Pendant cinq ans, Jérôme Deligne a piloté le marketing et la communication de Castorama, dans un secteur retail sous forte pression. Entre exigence de performance immédiate et nécessité d’investir dans la marque, il a mené de front des enjeux d’organisation, de rationalisation média, de branding et d’innovation, avec notamment la création de l’assistant virtuel “Hello Casto”. Il revient pour Spaag sur la complexité du rôle de CMO dans l’environnement de la grande distribution et du retail, l’importance de la curiosité dans le marketing et la nécessité de rester connecté au terrain pour bien parler à ses clients.
Jérôme Deligne : Parmi les grands challenges, je mentionnerais la capacité de l’entreprise à embrasser les technologies et à gérer la data. Dans la distribution, on a longtemps fonctionné sans, donc il y a parfois une dette à rattraper. L’autre grand enjeu, c’est l’ultra- convergence entre médias et contenus : pendant longtemps, on pouvait gérer les deux de manière séparée. Aujourd’hui, les canaux sont hyper imbriqués. Il faut orchestrer le contenant et le contenu, avec des logiques très différentes entre un affichage local, du SEO ou une campagne TikTok. C’est un piano à 50 touches, dont seules des équipes marketing aguerries peuvent jouer.

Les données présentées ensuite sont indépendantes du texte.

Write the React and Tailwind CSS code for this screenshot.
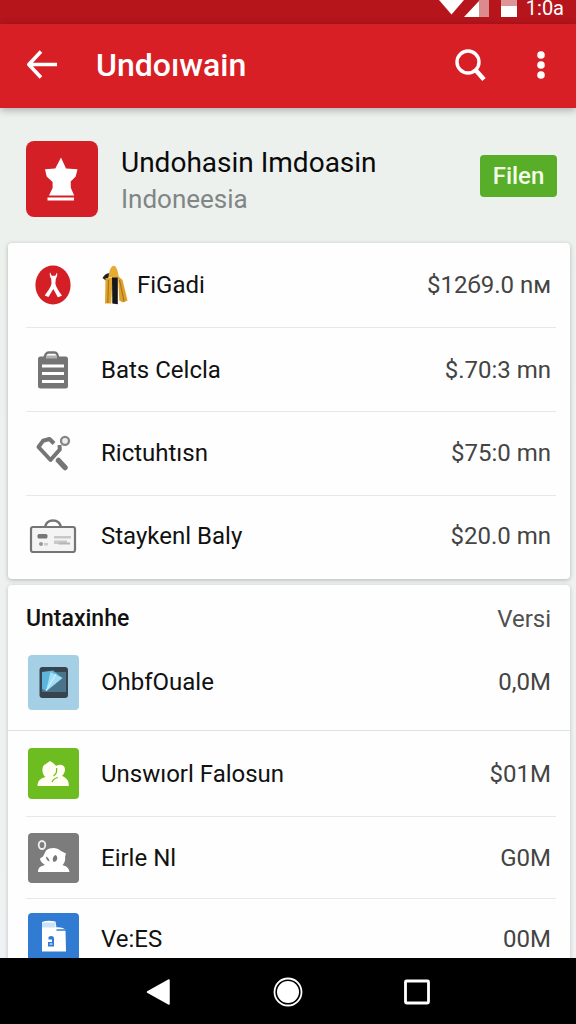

J.D. : Je gérais un périmètre marketing et communication, avec une quarantaine de CDI, auxquels s’ajoutaient des freelances et des alternants. Cela comprenait notamment les médias, le contenu, le social et le marketing local. Nous avions une équipe centrale, mais aussi une équipe dédiée aux opérations locales (ouvertures, repositionnements, soutien à la performance commerciale). L’enjeu, c’était de garder la cohérence avec les actions nationales et le plan global tout en restant réactif aux besoins du terrain. On travaillait en réseau avec une agence média nationale et une autre sur le local.
J.D. : On s’y est intéressé assez tôt, mais toujours avec une approche pragmatique. Pour moi, l’IA ne remplace pas le marketing : elle l’augmente, elle muscle nos capacités. L’exemple le plus emblématique, c’est Hello Casto. On a conçu cet assistant virtuel à partir de nos propres contenus pédagogiques, formalisés, enrichis, puis injectés dans un environnement IA fermé. Nous avons créé un “conseiller digital augmenté”, capable de répondre à toutes les questions pratiques des clients, comme le ferait un vendeur en magasin. C’est de la tech au service de l’expérience client, utile, concrète et incarnée. Et c’est surtout une IA qui parle comme Castorama, avec notre ton, notre expertise, notre vision du service.
J.D. : Totalement. Dans le retail, on vit en temps réel : chaque matin, vous regardez le chiffre d’affaires de la veille, comparé au même jour de l’année précédente (ce qu’on appelle le LFL – Like For Like). Résultat : vous passez votre temps à éteindre des feux. Or, ce réflexe d’hyper-réactivité peut empêcher de créer des ruptures. J’ai souvent cité cette phrase qu’on attribue à Einstein : “La folie, c’est de croire qu’en faisant toujours la même chose, on obtiendra un résultat différent.” Il faut savoir sortir du rang, inventer d’autres voies… et revenir à l’essentiel : le client.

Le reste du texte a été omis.